Religious groups such as the U.S. Conference of Catholic Bishops (USCCB) are the target of an imminent ACLU lawsuit that hopes to order the federal government to release information about how the groups are awarded government funding contracts to assist illegal unaccompanied minors, yet refuse to allow the minors access to contraception and abortion.
According to a press release, the ACLU states, “The U.S. government has committed to providing services to meet the basic needs of these teens. Reports indicate that between 60 and 80 percent of women and girls who cross the border are sexually active.”
“Some of these organizations impose their religious beliefs on these teens by denying them access to contraception, emergency contraception, and abortion,” the ACLU continues.
Equating abortion and contraception with “health care,” Brigitte Amiri, senior staff attorney with the ACLU Reproductive Freedom Project, said, “Religious freedom does not include the right to take a government contract that requires providing access to health care, and then refuse to provide a teen who has been raped the health care she needs.”
The ACLU’s suit comes in the wake of recent proposed federal regulations that require groups that receive federal contracting funds to assist with care for illegal minors to ensure they are provided with access to contraception and abortion. In response, however, the USCCB said such a requirement would violate religious freedom since contraception and abortion are against the teachings of the Catholic Church.
As the largest resettlement agency in the United States, the U.S. Catholic Bishops’ Migration and Refugee Services (MRS) reported last year that “upwards of 90,000” young illegal immigrants were projected to arrive between October 1, 2013, and September 30, 2014. MRS showed a total budget of approximately $71 million, of which nearly $66 million–or about 93 percent–has come from federal grants and contracts.
The ACLU charges that “because of USCCB’s refusals, teens are not getting the care they need,” and that, additionally, “some organizations are using their religious beliefs to force teens to leave their program, uprooting the teen from familiar surroundings and the lifeline of their social worker, if they need reproductive care.”
In February, Catholic and evangelical agencies providing aid to illegal minors–including Catholic Relief Services and World Relief–submitted joint comments to the Office of Refugee Resettlement (ORR) of the U.S. Department of Health and Human Services (HHS).
“We believe that, through practical discussions, we can find a resolution that allows the government to fulfill its obligation to care for unaccompanied children, while also respecting the religious and moral beliefs of faith-based organizations that, to date, have provided such critical care for this vulnerable population,” the comments state. “In cases where pregnancy occurs, those of us participating in the program are willing to continue to provide health care access, as we have for years, in a manner consistent with our religious beliefs.”
The Catholic and evangelical groups requested that ORR ensure their organizations are able to “remain free to act in accord with their religious beliefs and moral convictions in the area of human sexuality” when caring for illegal minors.
“Moral convictions in the area of human sexuality” were also at issue last summer with the Obama administration.

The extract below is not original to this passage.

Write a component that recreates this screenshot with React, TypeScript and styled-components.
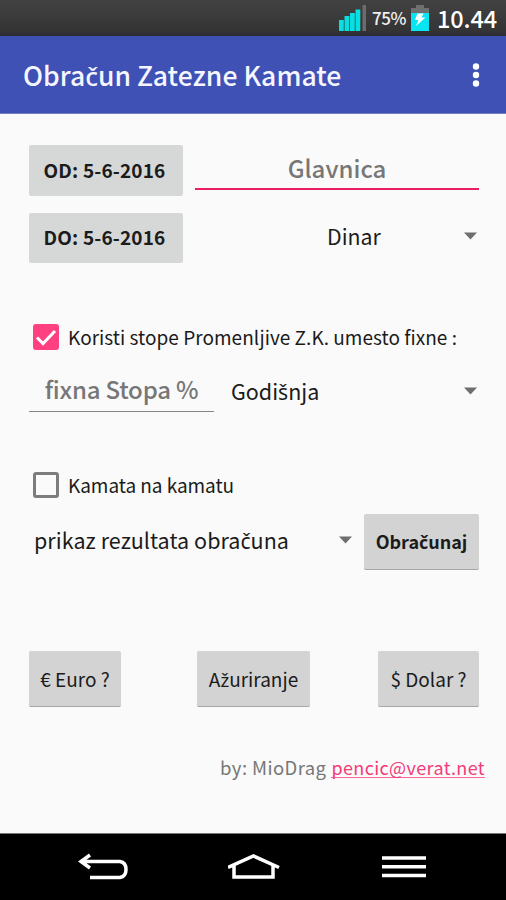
import React from 'react';
import styled, { createGlobalStyle } from 'styled-components';

const Global = createGlobalStyle`
  * { box-sizing: border-box; }
  body { margin: 0; background: #fafafa; }
  button { border: 0; padding: 0; }
`;

const Screen = styled.div`
  width: 506px;
  height: 900px;
  display: flex;
  flex-direction: column;
  overflow: hidden;
  background: #fafafa;
  color: #1b1b1b;
  font-family: 'Noto Sans CJK SC', 'Noto Sans', sans-serif;
`;

const StatusBar = styled.div`
  height: 36px;
  flex: none;
  display: flex;
  align-items: center;
  justify-content: flex-end;
  padding-right: 9px;
  background: linear-gradient(#424242, #343434 85%, #2c2c38);
`;

const AppBar = styled.header`
  height: 78px;
  flex: none;
  display: flex;
  align-items: center;
  justify-content: space-between;
  padding: 0 26px 0 23px;
  background: #3f51b5;
  border-bottom: 1px solid #7480c6;
`;

const Label = styled.span<{ $size: number; $spacing?: number; $color?: string; $weight?: number }>`
  font-size: ${p => p.$size}px;
  letter-spacing: ${p => p.$spacing ?? 0}px;
  color: ${p => p.$color ?? 'inherit'};
  font-weight: ${p => p.$weight ?? 400};
  line-height: 30px;
  white-space: nowrap;
`;

const Accent = styled.span`
  font-family: 'Noto Sans', sans-serif;
  font-size: 0.98em;
  line-height: 1;
`;

/* Serbian letters with a caron are set in a face that has them precomposed. */
const Latin = ({ children }: { children: string }) => (
  <>{children.split(/([čšž])/).map((part, i) => (i % 2 ? <Accent key={i}>{part}</Accent> : part))}</>
);

const Content = styled.main`
  flex: 1;
  padding: 31px 27px 0 29px;
`;

const Row = styled.div<{ $height: number; $top?: number }>`
  height: ${p => p.$height}px;
  margin-top: ${p => p.$top ?? 0}px;
  display: flex;
  align-items: center;
`;

const Button = styled.button<{ $width: number; $flat?: boolean; $bold?: boolean; $size?: number; $shift?: number; $spacing?: number }>`
  width: ${p => p.$width}px;
  height: 100%;
  flex: none;
  margin-left: ${p => p.$shift ?? 0}px;
  padding-right: ${p => (p.$flat ? 3 : 0)}px;
  padding-bottom: ${p => (p.$bold ? 2 : 0)}px;
  border-radius: 2px;
  border-bottom: ${p => (p.$flat ? '0' : '1px solid #a6a6a6')};
  background: ${p => (p.$flat ? '#d6d7d7' : '#d3d3d3')};
  color: #1b1b1b;
  font-family: inherit;
  font-size: ${p => p.$size ?? 19}px;
  font-weight: ${p => (p.$bold ? 700 : 400)};
  letter-spacing: ${p => p.$spacing ?? 0}px;
  line-height: 28px;
  white-space: nowrap;
`;

const Field = styled.div<{ $width: number; $height: number; $line: string; $thick: number }>`
  width: ${p => p.$width}px;
  height: ${p => p.$height}px;
  flex: none;
  display: flex;
  align-items: center;
  justify-content: center;
  padding-bottom: 3px;
  border-bottom: ${p => p.$thick}px solid ${p => p.$line};
`;

const Spinner = styled.div<{ $indent: number; $width?: number; $lift?: number }>`
  flex: ${p => (p.$width ? 'none' : 1)};
  width: ${p => (p.$width ? `${p.$width}px` : 'auto')};
  height: 34px;
  display: flex;
  align-items: center;
  justify-content: space-between;
  padding: 0 0 ${p => p.$lift ?? 4}px ${p => p.$indent}px;
`;

const Box = styled.span<{ $checked?: boolean }>`
  width: 26px;
  height: 26px;
  flex: none;
  display: flex;
  margin: 0 9px 0 4px;
  border-radius: 3px;
  border: ${p => (p.$checked ? '0' : '3px solid #7c7c7c')};
  background: ${p => (p.$checked ? '#ff4081' : 'transparent')};
`;

const Footer = styled.footer`
  display: flex;
  justify-content: flex-end;
  gap: 5px;
  margin: 45px -6px 0 0;
`;

const Mail = styled.a`
  color: #f23b79;
  font-size: 18px;
  letter-spacing: 0.38px;
  line-height: 30px;
  height: 26px;
  border-bottom: 1px solid #ff6699;
`;

const NavBar = styled.nav`
  height: 67px;
  flex: none;
  display: flex;
  align-items: center;
  justify-content: space-between;
  padding: 0 80px 0 78px;
  background: #000;
  border-top: 1px solid #777;
`;

const Spread = styled(Row)`
  justify-content: space-between;
`;

const Arrow = () => (
  <svg width="15" height="8" viewBox="0 0 15 8"><path d="M0 .5h13L6.500 7.500z" fill="#6e6e6e" /></svg>
);

const StatusIcons = styled.div`
  display: flex;
  align-items: center;
  margin-right: 8px;
  gap: 5px;
`;

export default function App() {
  return (
    <>
      <Global />
      <Screen>
        <StatusBar>
          <StatusIcons>
            <svg width="28" height="28" viewBox="0 0 28 28">
              <path d="M0 16h4.800v11H0zM5.500 12h4.800v15h-4.800zM11 9h4.800v18h-4.800zM16.500 5.500h4.800V27h-4.800z" fill="#08dfe3" />
              <path d="M23.500 1h3.500v26h-3.500z" fill="#6c6c6c" />
            </svg>
            <Label $size={17} $color="#f0f0f0" $weight={500} $spacing={-0.5}>75%</Label>
            <svg width="18" height="28" viewBox="0 0 18 28">
              <path d="M5 1h8v3h5v23H0V4h5z" fill="#707070" />
              <path d="M0 9h18v18H0z" fill="#08e5f2" />
              <path d="M6.500 9.500h6l-2 4h4L5 22l2.500-6H4z" fill="#fff" />
            </svg>
          </StatusIcons>
          <Label $size={23.5} $color="#fff" $weight={500} $spacing={-0.1}>10.44</Label>
        </StatusBar>
        <AppBar>
          <Label $size={26.5} $color="#f5f6ff" $weight={500} $spacing={0.05}><Latin>Obračun Zatezne Kamate</Latin></Label>
          <svg width="8" height="26" viewBox="0 0 8 26" fill="#fff">
            <circle cx="4" cy="4.500" r="3.200" /><circle cx="4" cy="13" r="3.200" /><circle cx="4" cy="21.500" r="3.200" />
          </svg>
        </AppBar>
        <Content>
          <Spread $height={51}>
            <Button $width={154} $flat $bold $spacing={0.15}>OD: 5-6-2016</Button>
            <Field $width={284} $height={39} $line="#e91e63" $thick={2}>
              <Label $size={24} $color="#777" $weight={500}>Glavnica</Label>
            </Field>
          </Spread>
          <Row $height={50} $top={17}>
            <Button $width={154} $flat $bold $spacing={0.15}>DO: 5-6-2016</Button>
            <Spinner $indent={144}><Label $size={21.3}>Dinar</Label><Arrow /></Spinner>
          </Row>
          <Row $height={28} $top={60}>
            <Box $checked>
              <svg width="26" height="26" viewBox="0 0 26 26">
                <path d="M4 13.500l6 6L22 7" fill="none" stroke="#fff" strokeWidth="3" />
              </svg>
            </Box>
            <Label $size={19} $spacing={0.03}>Koristi stope Promenljive Z.K. umesto fixne :</Label>
          </Row>
          <Row $height={42} $top={19}>
            <Field $width={185} $height={42} $line="#858585" $thick={1}>
              <Label $size={24} $color="#777" $weight={500} $spacing={-0.2}>fixna Stopa %</Label>
            </Field>
            <Spinner $indent={17} $lift={0}><Label $size={21.5}><Latin>Godišnja</Latin></Label><Arrow /></Spinner>
          </Row>
          <Row $height={28} $top={59}>
            <Box />
            <Label $size={19} $spacing={-0.05}>Kamata na kamatu</Label>
          </Row>
          <Spread $height={56} $top={15}>
            <Spinner $indent={5} $width={325}><Label $size={21.5} $spacing={0.04}><Latin>prikaz rezultata obračuna</Latin></Label><Arrow /></Spinner>
            <Button $width={115} $size={18} $bold><Latin>Obračunaj</Latin></Button>
          </Spread>
          <Spread $height={56} $top={81}>
            <Button $width={92}>€ Euro ?</Button>
            <Button $width={113} $shift={8}><Latin>Ažuriranje</Latin></Button>
            <Button $width={101}>$ Dolar ?</Button>
          </Spread>
          <Footer>
            <Label $size={18.5} $spacing={0.4} $color="#777">by: MioDrag</Label>
            <Mail>pencic@verat.net</Mail>
          </Footer>
        </Content>
        <NavBar>
          <svg width="50" height="28" viewBox="0 0 50 28" fill="none" stroke="#fff" strokeWidth="3.500">
            <path d="M12 2L3 8.500l9 6.500M3 8.500h39q6 1 6 8t-6 8H12" />
          </svg>
          <svg width="54" height="28" viewBox="0 0 54 28" fill="none" stroke="#fff" strokeWidth="3.500">
            <path d="M0 14.500L25.500 3 51 14.500M6 12v12h39V12" />
          </svg>
          <svg width="44" height="28" viewBox="0 0 44 28" stroke="#fff" strokeWidth="3.500">
            <path d="M0 5h44M0 13.700h44M0 22.500h44" />
          </svg>
        </NavBar>
      </Screen>
    </>
  );
}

As Breitbart News reported last July, President Obama issued an executive order banning “all companies that receive a contract from the federal government from discriminating against their LGBT employees.” The U.S. Catholic bishops, in response, said the order was “unprecedented and extreme.”
The bishops’ conference stated that Obama’s executive order barring federal contract recipients from any form of discrimination against LGBT employees “needlessly prefers conflict and exclusion over coexistence and cooperation” and “should be opposed.”
Phil Lawler, editor of Catholic World News (CWN) cautioned the bishops about relying on federal contracts, stating, “Stop taking federal contracts. President Obama doesn’t want help from the Catholic Church. Say it’s a deal; don’t give him any.”
“Imagine the chaos that would ensue if ‘the largest resettlement agency in the United States’–the bishops’ MRS office–withdrew from that effort,” Lawler wrote. “For decades, some concerned Catholics have warned that by accepting (and, more important, energetically lobbying for) government support, Catholic charities have compromised their independence. President Obama has now illustrated that point.”
Given that, from its annual report, the bishops’ MRS program would shrink down to near extinction without federal grants, Lawler concluded, “What would be left would be a recognizably Catholic charity, not a federal program administered through the bishops’ conference.”